The play follows the trials and tribulations of Natalka and Peter (Petro). The sweethearts plan to get married; however, Natalka's father does not approve of the marriage because Petro is not affluent enough to keep Natalka in the manner he thought that she should be kept. Petro goes off to earn the required fortune. In the meantime, Natalka's father passes away, the family is left destitute and they are forced to move into poor peasant accommodations. With no news from Petro for five years, Natalka succumbs to her mother's wishes and finally accepts her next offer of marriage, which happens to come from an old, but relatively wealthy government official. Petro returns with the small fortune he has earned to discover that his beloved has promised herself in marriage to someone else. Tension increases until the lovers are once again united. Amongst the apparent tragic circumstance of the lover's plight is the village comedy relief of the Russified Ukrainian government official who speaks in a broken language trying to unsuccessfully emulate the language of the Russian officials of the day.
 Ultimately, true love triumphs over all.

==Film adaptations==
The play was made into a film that was released on December 24, 1936 in Ukraine. The film was directed by Ivan Kavaleridze. This film was the first adaptation of an operetta produced in the former Soviet Union. Another film, directed by Ukrainian American Vasyl Avramenko, was released a year later on February 14, 1937 in the United States. This was the first Ukrainian language film produced in the U.S.

==Opera adaptation==

Although the first version of the play in 1819 contained a number of Ukrainian folk songs which were sung at different points throughout the work, the first known musical adaptation of the play was made by Kharkiv musician A. Barsytsky and was partly published in 1833. Simultaneously the play starring M. Shchepkin as Vyborny was premiered in Moscow in the 1830s with music arranged by the head violinist and later conductor A. Gurianov. Later arrangements were made by A. Yedlichka, M. Vasyliev and others.
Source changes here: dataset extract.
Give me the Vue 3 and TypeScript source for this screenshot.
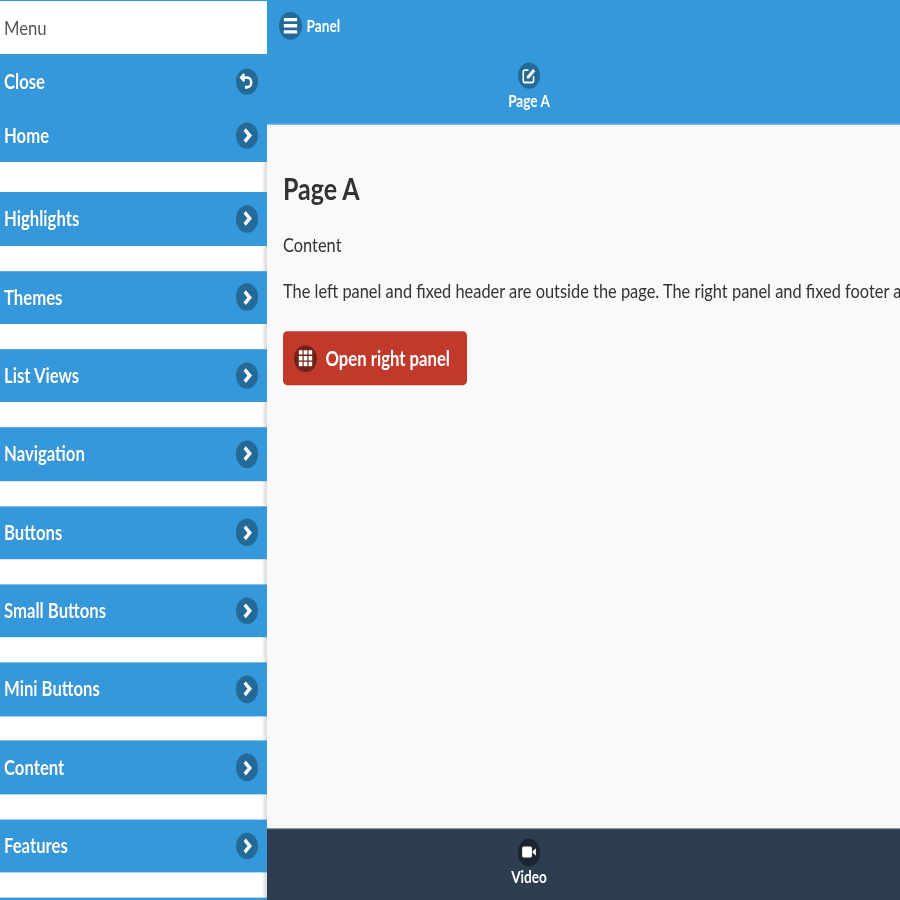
<script setup lang="ts">
const items: string[] = [
  'Highlights',
  'Themes',
  'List Views',
  'Navigation',
  'Buttons',
  'Small Buttons',
  'Mini Buttons',
  'Content',
  'Features',
]
</script>

<template>
  <div class="viewport">
    <div class="app">
      <aside class="side">
        <div class="menu-title">Menu</div>
        <div class="row close">
          <span>Close</span>
          <span class="ico">
            <svg viewBox="0 0 14 14" width="16" height="16"><path d="M4.6 1.4 2 4.1 4.8 6.6M2.6 4.1h4.6a3.5 3.5 0 0 1 0 7H5.2" fill="none" stroke="#fff" stroke-width="2.1" /></svg>
          </span>
        </div>
        <div class="row home">
          <span>Home</span>
          <span class="ico">
            <svg viewBox="0 0 14 14" width="16" height="16"><path d="M5 2.6 9.4 7 5 11.4" fill="none" stroke="#fff" stroke-width="2.8" /></svg>
          </span>
        </div>
        <div v-for="item in items" :key="item" class="row">
          <span>{{ item }}</span>
          <span class="ico">
            <svg viewBox="0 0 14 14" width="16" height="16"><path d="M5 2.6 9.4 7 5 11.4" fill="none" stroke="#fff" stroke-width="2.8" /></svg>
          </span>
        </div>
        <div class="row"></div>
      </aside>
      <main class="main">
        <header class="head">
          <div class="panel">
            <span class="ico">
              <svg viewBox="0 0 14 14" width="17" height="17"><path d="M1.5 2.8h11M1.5 7h11M1.5 11.2h11" fill="none" stroke="#fff" stroke-width="2.3" /></svg>
            </span>
            <span>Panel</span>
          </div>
          <div class="tab">
            <span class="ico">
              <svg viewBox="0 0 14 14" width="16" height="16"><path d="M6.5 3H3.2A1.2 1.2 0 0 0 2 4.2v6.6A1.2 1.2 0 0 0 3.2 12h6.6a1.2 1.2 0 0 0 1.2-1.2V7.5" fill="none" stroke="#fff" stroke-width="1.4" /><path d="M5.2 9.2V7.4L10.6 2l1.8 1.8L7 9.2z" fill="#fff" /></svg>
            </span>
            <span class="tab-label">Page A</span>
          </div>
        </header>
        <section class="page">
          <h2>Page A</h2>
          <p class="first">Content</p>
          <p class="long">The left panel and fixed header are outside the page. The right panel and fixed footer are inside the page.</p>
          <div class="btn">
            <span class="ico red">
              <svg viewBox="0 0 14 14" width="17" height="17"><path d="M1.5 1.5h3v3h-3zM5.5 1.5h3v3h-3zM9.5 1.5h3v3h-3zM1.5 5.5h3v3h-3zM5.5 5.5h3v3h-3zM9.5 5.5h3v3h-3zM1.5 9.5h3v3h-3zM5.5 9.5h3v3h-3zM9.5 9.5h3v3h-3z" fill="#fff" /></svg>
            </span>
            <span>Open right panel</span>
          </div>
        </section>
        <footer class="foot">
          <div class="tab">
            <span class="ico dark">
              <svg viewBox="0 0 14 14" width="16" height="16"><rect x="1" y="3" width="8.6" height="8" rx="1.2" fill="#fff" /><path d="M10.2 6.4 13 4.2v5.6l-2.8-2.2z" fill="#fff" /></svg>
            </span>
            <span class="tab-label">Video</span>
          </div>
        </footer>
      </main>
    </div>
  </div>
</template>

<style>
html, body { margin: 0; background: #f9f9f9; }
</style>

<style scoped>
.viewport {
  width: 900px;
  height: 900px;
  overflow: hidden;
}
.app {
  display: flex;
  width: 900px;
  height: 750px;
  transform: scaleY(1.2);
  transform-origin: top left;
  font-family: Lato, "Liberation Sans", sans-serif;
  filter: blur(0.5px);
  overflow: hidden;
}
.side {
  width: 267px;
  flex: none;
  background: #fff;
  box-shadow: inset -4px 0 3px -1px rgba(0, 0, 0, 0.14);
  border-top: 1.7px solid #3498db;
  box-sizing: border-box;
  overflow: hidden;
}
.menu-title {
  height: 44px;
  display: flex;
  align-items: center;
  padding-left: 4px;
  font-size: 16.7px;
  color: #555;
  background: #fff;
}
.row {
  height: 44.4px;
  margin-bottom: 20.95px;
  padding: 0 9px 0 4px;
  display: flex;
  align-items: center;
  justify-content: space-between;
  background: #3498db;
  color: #fff;
  font-size: 16.7px;
  font-weight: 700;
  text-shadow: 0 0 1px rgba(0, 0, 0, 0.2);
}
.row.close {
  height: 45.8px;
  margin-bottom: 0;
  box-shadow: 0 1px 0 #3498db;
}
.row.home {
  margin-bottom: 25px;
}
.ico {
  width: 22.5px;
  height: 22.5px;
  flex: none;
  border-radius: 50%;
  background: rgba(0, 0, 0, 0.3);
  display: flex;
  align-items: center;
  justify-content: center;
}
.main {
  flex: 1;
  min-width: 0;
  display: flex;
  flex-direction: column;
  background: #f9f9f9;
}
.head {
  height: 103.5px;
  flex: none;
  background: #3498db;
  color: #fff;
  display: flex;
  flex-direction: column;
  border-bottom: 1px solid #7fbde9;
  box-sizing: border-box;
}
.panel {
  height: 43px;
  display: flex;
  align-items: center;
  gap: 5px;
  padding-left: 12px;
  font-size: 13.7px;
  font-weight: 700;
}
.tab {
  width: 524px;
  display: flex;
  flex-direction: column;
  align-items: center;
}
.head .tab {
  padding-top: 8.5px;
  gap: 1.7px;
}
.foot .tab {
  gap: 1px;
}
.tab-label {
  font-size: 13.6px;
  font-weight: 700;
}
.page {
  flex: 1;
  padding: 38.7px 16px 0;
  min-width: 0;
  color: #333;
}
h2 {
  margin: 0;
  font-size: 25px;
  font-weight: 700;
  line-height: 30px;
}
p {
  margin: 0;
  font-size: 16.4px;
  line-height: 22px;
  white-space: nowrap;
}
.first { margin-top: 21.2px; }
.long { margin-top: 15.3px; }
.btn {
  margin-top: 23.6px;
  width: 184px;
  height: 45px;
  box-sizing: border-box;
  padding-left: 11px;
  display: flex;
  align-items: center;
  gap: 9px;
  background: #c0392b;
  color: #fff;
  border-radius: 4px;
  font-size: 16.7px;
  font-weight: 700;
}
.ico.red { background: rgba(0, 0, 0, 0.4); }
.foot {
  height: 60px;
  flex: none;
  background: #2c3e50;
  color: #fff;
  box-sizing: border-box;
  padding-top: 8px;
  border-top: 1px solid #8b96a2;
}
.ico.dark { background: rgba(0, 0, 0, 0.4); }
</style>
In 1889, a version by the Ukrainian composer Mykola Lysenko premiered. This version upstaged all the previous versions of the work. Lysenko took the original songs from the play, which were lengthened and wrote orchestral accompaniments to these folk songs and dances in the play. He enlarged the musical tapestry producing background music to some parts. The songs were transformed into arias, an overture and musical entracts were added which stayed true to the spirit of Kotliarevsky's play. Although Lysenko's version is usually categorised as an operetta, it is more close to an opera-comique, containing long stretches of spoken dialogue.

in 2019 in Kharkiv the new opera Natalka Poltavka by Oleksandr Shchetynsky was performed at the festival Kharkiv Assemblies.